One way of doing this is that your application generates some form of image code based upon the hardware on it's initial run. This is supplied to you and in return you supply the license key which will allow the code to run. Best to base the hardware image around CPU and motherboard as these will change the least often.
Your app. should check against hardware image and license key whenever it is run.
If you want your app. license time limited then it should also keep track of how long it has run and embed it within the license key file.
Don't forget to encrypt the license file.
Also don't forget to make it more difficult to reverse compile your executable by use of a dotfuscator or similar.
Check this question: What copy protection technique do you use?
It also links to other related questions.
First of all, nothing is hackproof, so i wouldn't spend too much time on protecting your software.
The downside of a mechanism based on hardware IDs is when a user buys a new computer or upgrades most of his computer he needs to update the key too.
HWHash is a pretty good HardwareID implementation, but i guess there are more (free) solutions.
At work we use Hardlock and Hasp keys, but these are usbkey solutions which are not very efficient for small applications.
I am thinking of implementing a good licensing mechanism that has a good resistance against piracy. The required mechanism should not use an internet connection at each and every time the software is used.
Then how about a periodic online check of the licence?
When the user logs in the first time, the user verifies the install against his account and a licence file is stored on the users PC. This licence file is encrypted and contains all the data needed to uniquely identify the license. This is all stored on your server.
The licence file expires in set number of days or even months. Logging in after the file expires checks against the account and verifies its legitimacy. You might even consider generating a new licence file at this time.
There should be some smarts that give some leeway in the case that the users internet is down and the licence cannot be registered. Perhaps 7 days.
If the software is reinstalled on a new computer the user has to repeat the verification process.
As the others have stated there is no way to beat a determined pirate, since such a person will hack the code, but this should prevent or slow down casual piracy.
You can check out Microsoft's SLP - I haven't used it, but it definitely looks interesting (yknow, IF you're into MS stuff...)
One important point to note - no licensing mechanism will protect you from piracy, or even substantially reduce it. By definition, the licensing mechanism will be client-side - which is inherently breakable. Take a look at all what happened with DRM...
Your guideline should therefore be usability - the intent should be to use it as a general policy, the good guys will be comfortably limited to what they're supposed to be allowed to do, and the bad guys - well, the bad guys will get around your intent anyway, your best hope is to make it more work.

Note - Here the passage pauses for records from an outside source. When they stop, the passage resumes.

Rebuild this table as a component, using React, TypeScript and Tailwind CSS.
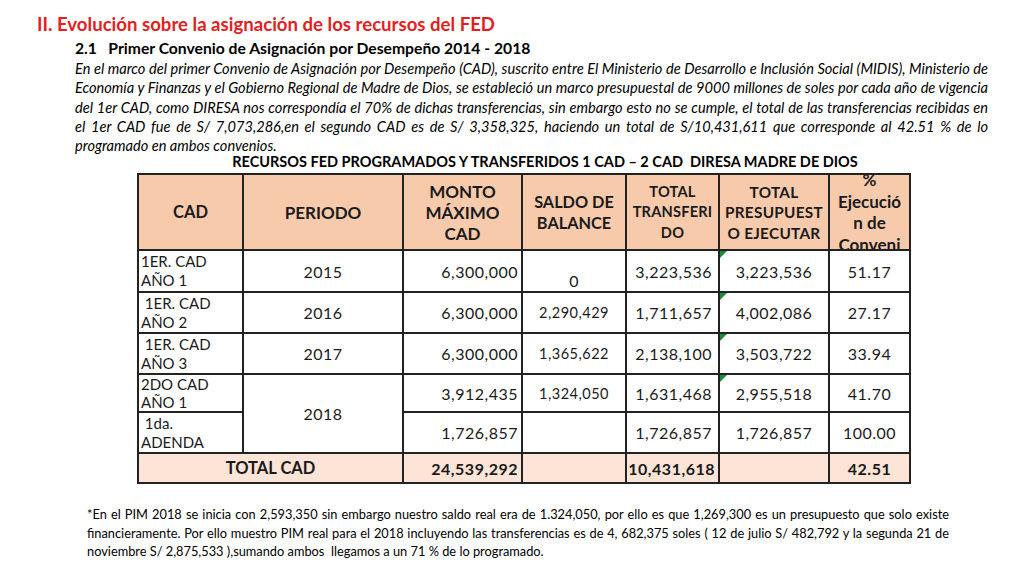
import React from "react";

const F = { fontFamily: "Lato, 'Open Sans', sans-serif" };

function Tri() {
  return (
    <div className="absolute left-0 top-0 w-0 h-0 border-t-[7px] border-t-[#1f8a3a] border-r-[7px] border-r-transparent" />
  );
}

const b = "border-2 border-[#222] p-0";
const td = b + " align-middle";
const num = td + " text-[16px] tracking-[0.5px]";
const sal = td + " text-center text-[14.5px] tracking-[0.5px]";

export default function App() {
  return (
    <div className="w-[1024px] h-[576px] bg-white text-[#1a1a1a] overflow-hidden relative" style={F}>
      <div className="pt-[12px]">
        <div className="pl-[37px] h-[24px] leading-[24px] text-[18.6px] font-bold text-[#e41e1e]">
          II. Evolución sobre la asignación de los recursos del FED
        </div>
        <div className="pl-[75px] mt-[1px] h-[22px] leading-[22px] text-[15.7px] font-bold text-black whitespace-pre">
          {"2.1   Primer Convenio de Asignación por Desempeño 2014 - 2018"}
        </div>
        <div className="ml-[75px] w-[913px] italic text-[14.6px] leading-[19.3px] text-black">
          <div className="text-justify [text-align-last:justify]">
            En el marco del primer Convenio de Asignación por Desempeño (CAD), suscrito entre El Ministerio de Desarrollo e Inclusión Social (MIDIS), Ministerio de
          </div>
          <div className="text-justify [text-align-last:justify]">
            Economía y Finanzas y el Gobierno Regional de Madre de Dios, se estableció un marco presupuestal de 9000 millones de soles por cada año de vigencia
          </div>
          <div className="text-justify [text-align-last:justify]">
            del 1er CAD, como DIRESA nos correspondía el 70% de dichas transferencias, sin embargo esto no se cumple, el total de las transferencias recibidas en
          </div>
          <div className="text-justify [text-align-last:justify]">
            el 1er CAD fue de S/ 7,073,286,en el segundo CAD  es de S/ 3,358,325, haciendo un total de S/10,431,611 que corresponde  al 42.51 %  de lo
          </div>
          <div>programado en ambos convenios.</div>
        </div>
        <div className="ml-[200px] w-[690px] text-center h-[14px] leading-[14px] text-[14.5px] font-bold text-black whitespace-pre">
          {"RECURSOS FED PROGRAMADOS Y TRANSFERIDOS 1 CAD – 2 CAD  DIRESA MADRE DE DIOS"}
        </div>
        <table className="ml-[137px] mt-[4px] border-collapse table-fixed w-[772px] text-[15px] leading-[19px]">
          <colgroup>
            <col className="w-[105px]" />
            <col className="w-[160px]" />
            <col className="w-[119px]" />
            <col className="w-[104px]" />
            <col className="w-[93px]" />
            <col className="w-[110px]" />
            <col className="w-[81px]" />
          </colgroup>
          <tbody>
            <tr className="h-[76px] bg-[#f7caac] font-bold text-center">
              <td className={td + " text-[16.5px]"}>CAD</td>
              <td className={td + " text-[17px]"}>PERIODO</td>
              <td className={td + " text-[17px] leading-[21px]"}>
                MONTO
                <br />
                MÁXIMO
                <br />
                CAD
              </td>
              <td className={td + " text-[16.3px] leading-[21px]"}>
                SALDO DE
                <br />
                BALANCE
              </td>
              <td className={td + " text-[14.6px] tracking-[0.2px] leading-[20.5px]"}>
                TOTAL
                <br />
                TRANSFERI
                <br />
                DO
              </td>
              <td className={td + " text-[15.3px] tracking-[0.3px] leading-[20.5px]"}>
                TOTAL
                <br />
                PRESUPUEST
                <br />
                O EJECUTAR
              </td>
              <td className={td + " text-[17px] leading-[21.5px]"}>
                <div className="h-[74px] overflow-hidden flex flex-col justify-center items-center">
                  <div className="shrink-0">
                    %
                    <br />
                    Ejecució
                    <br />
                    n de
                    <br />
                    Conveni
                  </div>
                </div>
              </td>
            </tr>
            <tr className="h-[42px]">
              <td className={td + " pl-[2px]"}>
                1ER. CAD
                <br />
                AÑO 1
              </td>
              <td className={num + " text-center"}>2015</td>
              <td className={num + " text-right pr-[3px]"}>6,300,000</td>
              <td className={b + " align-bottom text-center text-[16px] pb-[1px]"}>0</td>
              <td className={num + " text-right pr-[6px]"}>3,223,536</td>
              <td className={num + " text-center relative"}>
                <Tri />
                3,223,536
              </td>
              <td className={num + " text-center"}>51.17</td>
            </tr>
            <tr className="h-[41px]">
              <td className={td + " pl-[2px]"}>
                {"\u00a01ER. CAD"}
                <br />
                AÑO 2
              </td>
              <td className={num + " text-center"}>2016</td>
              <td className={num + " text-right pr-[3px]"}>6,300,000</td>
              <td className={sal}>2,290,429</td>
              <td className={num + " text-right pr-[6px]"}>1,711,657</td>
              <td className={num + " text-center relative"}>
                <Tri />
                4,002,086
              </td>
              <td className={num + " text-center"}>27.17</td>
            </tr>
            <tr className="h-[41px]">
              <td className={td + " pl-[2px]"}>
                {"\u00a01ER. CAD"}
                <br />
                AÑO 3
              </td>
              <td className={num + " text-center"}>2017</td>
              <td className={num + " text-right pr-[3px]"}>6,300,000</td>
              <td className={sal}>1,365,622</td>
              <td className={num + " text-right pr-[6px]"}>2,138,100</td>
              <td className={num + " text-center relative"}>
                <Tri />
                3,503,722
              </td>
              <td className={num + " text-center"}>33.94</td>
            </tr>
            <tr className="h-[35px]">
              <td className={td + " pl-[2px] leading-[18px]"}>
                2DO CAD
                <br />
                AÑO 1
              </td>
              <td className={num + " text-center"} rowSpan={2}>
                2018
              </td>
              <td className={num + " text-right pr-[3px]"}>3,912,435</td>
              <td className={sal}>1,324,050</td>
              <td className={num + " text-right pr-[6px]"}>1,631,468</td>
              <td className={num + " text-center relative"}>
                <Tri />
                2,955,518
              </td>
              <td className={num + " text-center"}>41.70</td>
            </tr>
            <tr className="h-[41px]">
              <td className={td + " pl-[2px]"}>
                {"\u00a01da."}
                <br />
                ADENDA
              </td>
              <td className={num + " text-right pr-[3px]"}>1,726,857</td>
              <td className={td}></td>
              <td className={num + " text-right pr-[6px]"}>1,726,857</td>
              <td className={num + " text-center"}>1,726,857</td>
              <td className={num + " text-center"}>100.00</td>
            </tr>
            <tr className="h-[30px] bg-[#fce4d6] font-bold">
              <td className={td + " text-center text-[16.5px]"} colSpan={2}>
                TOTAL CAD
              </td>
              <td className={num + " text-right pr-[3px]"}>24,539,292</td>
              <td className={td}></td>
              <td className={num + " text-right pr-[3px]"}>10,431,618</td>
              <td className={td}></td>
              <td className={num + " text-center"}>42.51</td>
            </tr>
          </tbody>
        </table>
        <div className="ml-[87px] mt-[21px] w-[862px] text-[12.8px] leading-[18.5px] text-black">
          <div className="text-justify [text-align-last:justify]">
            *En el PIM 2018 se inicia con 2,593,350 sin embargo nuestro  saldo real era de 1.324,050, por ello es que 1,269,300 es un presupuesto que solo existe
          </div>
          <div className="text-justify [text-align-last:justify]">
            financieramente.  Por ello muestro PIM real  para el 2018 incluyendo las transferencias es de 4, 682,375 soles  ( 12 de julio S/ 482,792 y la segunda  21 de
          </div>
          <div className="whitespace-pre">
            {"noviembre S/ 2,875,533 ),sumando ambos  llegamos a un 71 % de lo programado."}
          </div>
        </div>
      </div>
    </div>
  );
}
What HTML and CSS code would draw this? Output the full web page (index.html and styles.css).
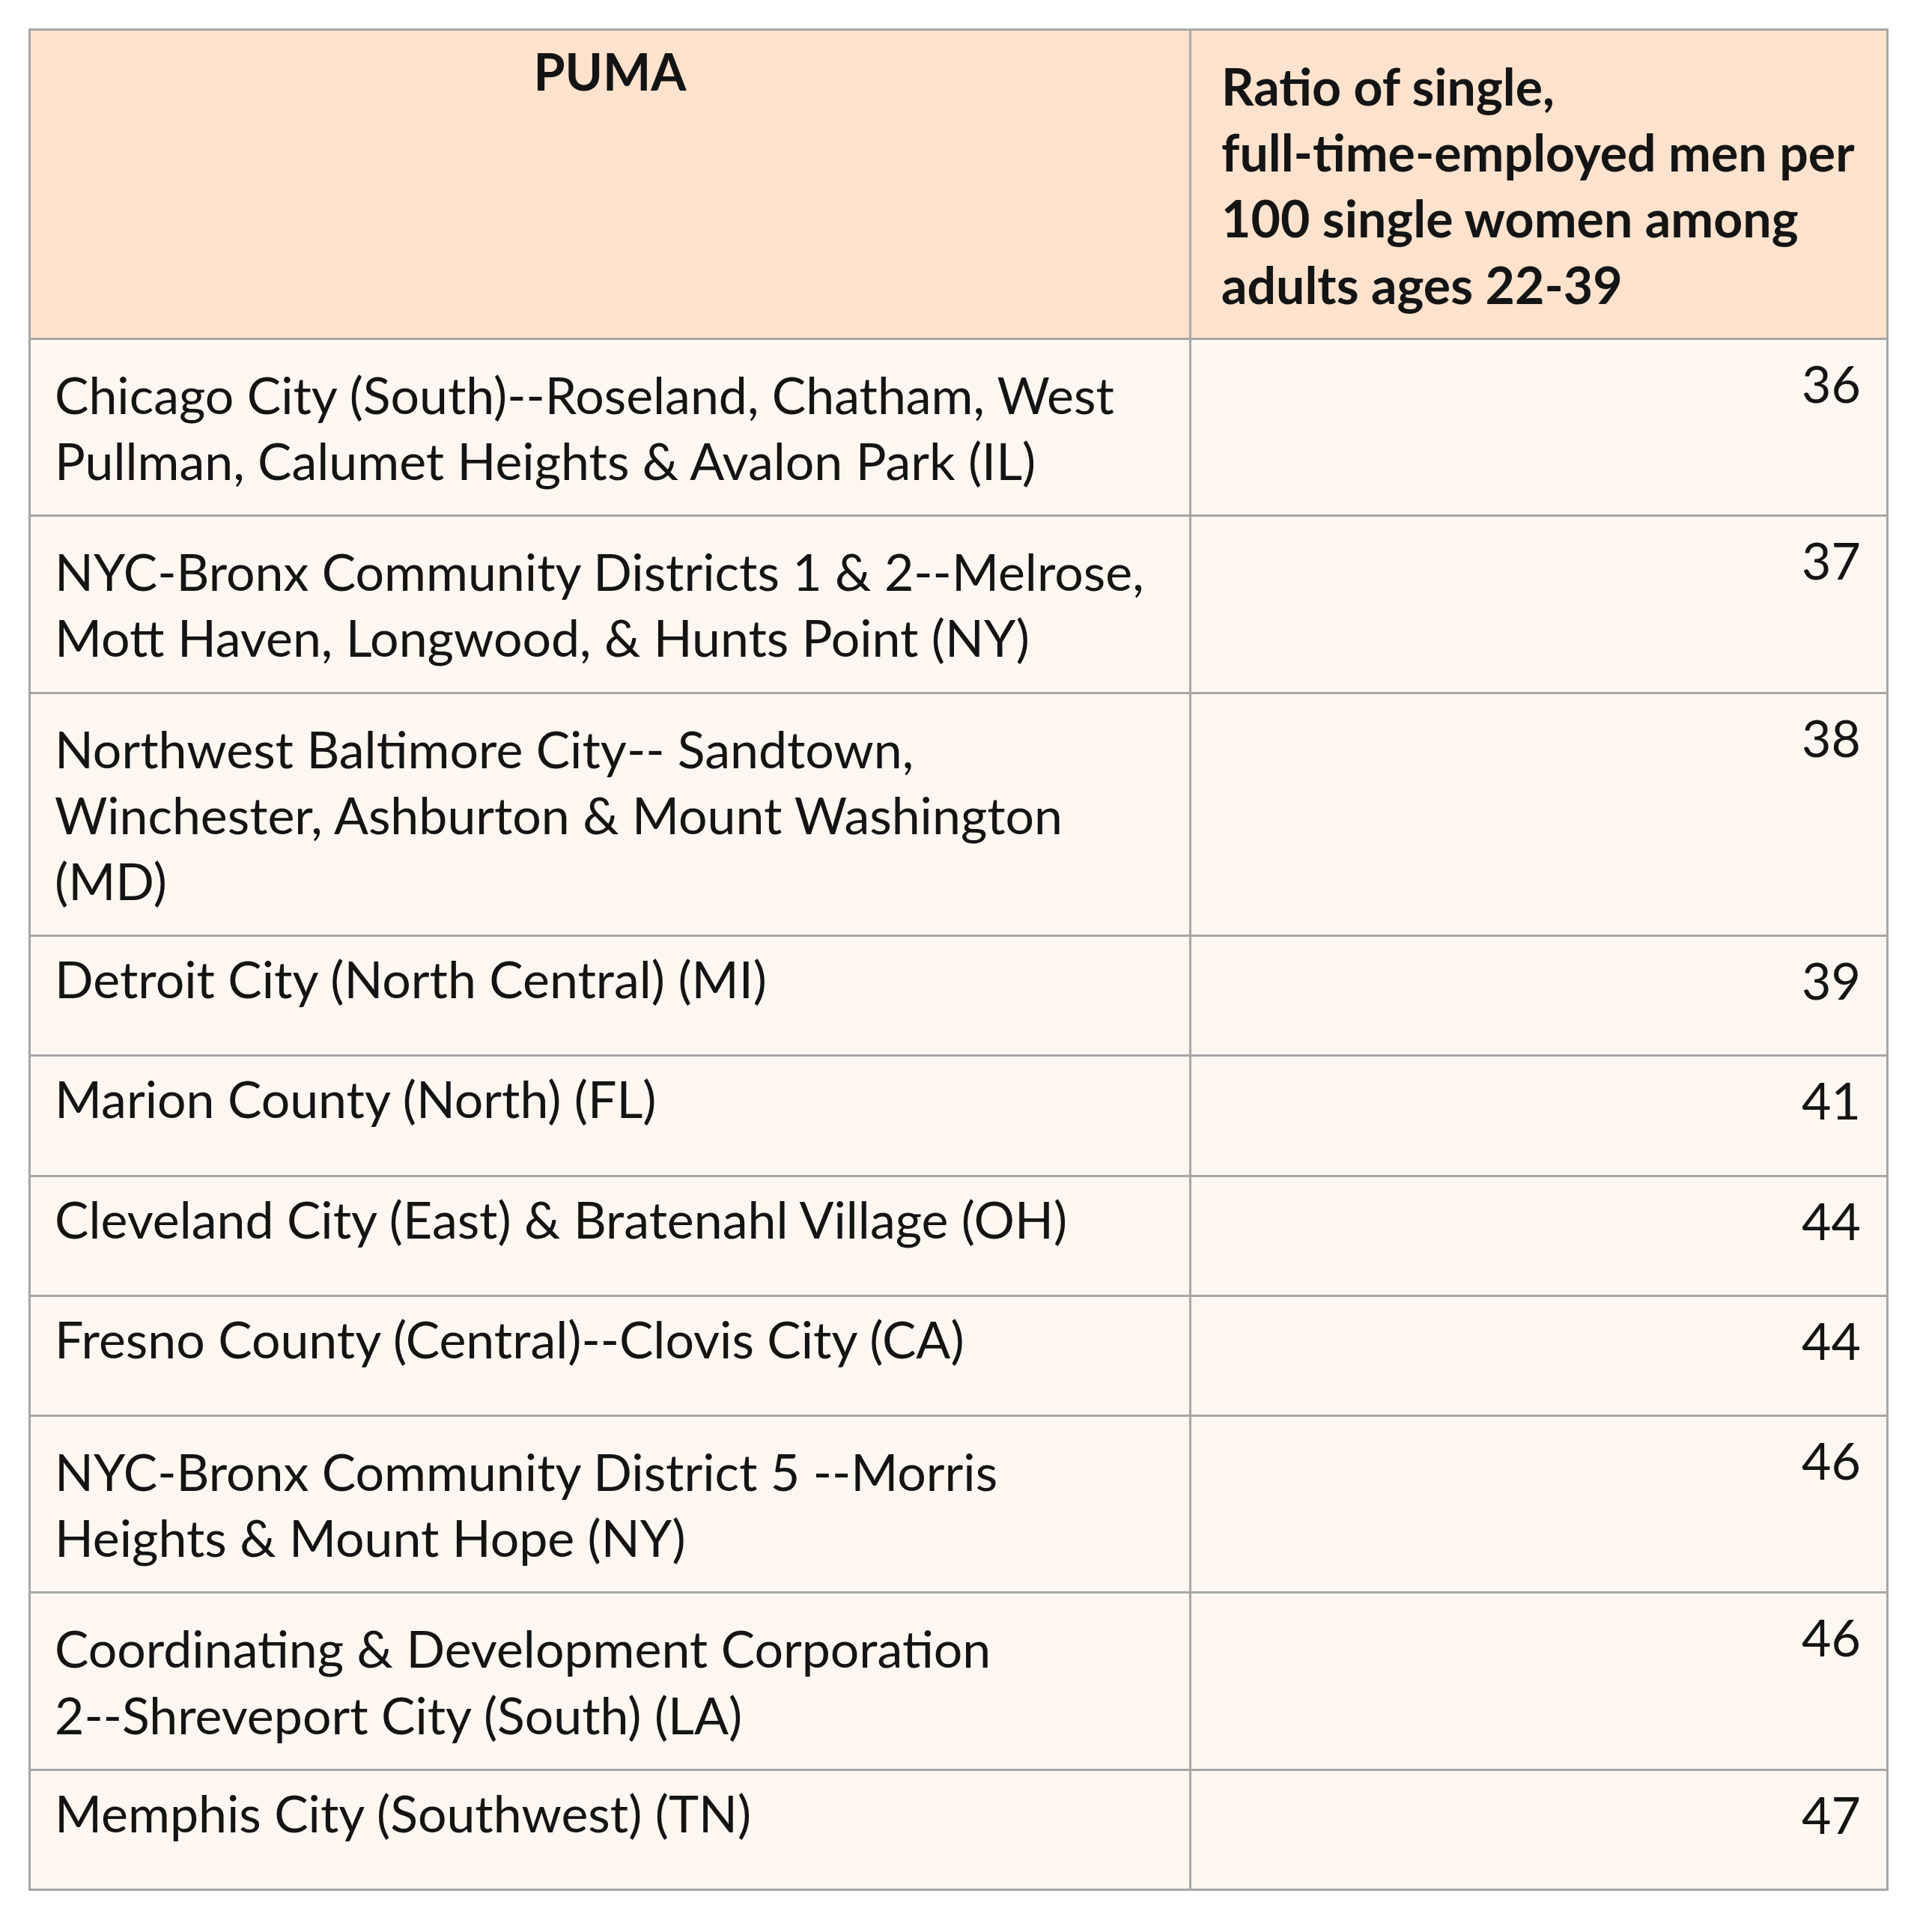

I'd be very wary of published software protection mechanisms, as they are much more likely to have published hacks. You are probably better off using some of the techniques to get a unique persistent ID and use this to roll your own protection mechanism. I also think that it is a poor idea to simple check the license whenever you run the program, as this leads the hacker to the location of your proection mechanism. IMO, your are better checking the license in a more random fashion, and more than once per session.
FWIW, I use hardware locks (hasp) for my high end desktop software, and device ID based licensing on mobile solutions. If you are selling small quantities of high cost software in a vertical market, IMHO, a good license protection mechanism makes sense, and hardware dongles work well. My experience has been that people will use more licenses than they purchase if this is not in place. For high volume, low cost software, I'd tend to live with the piracy based on increasing the size of the user base and product visibility.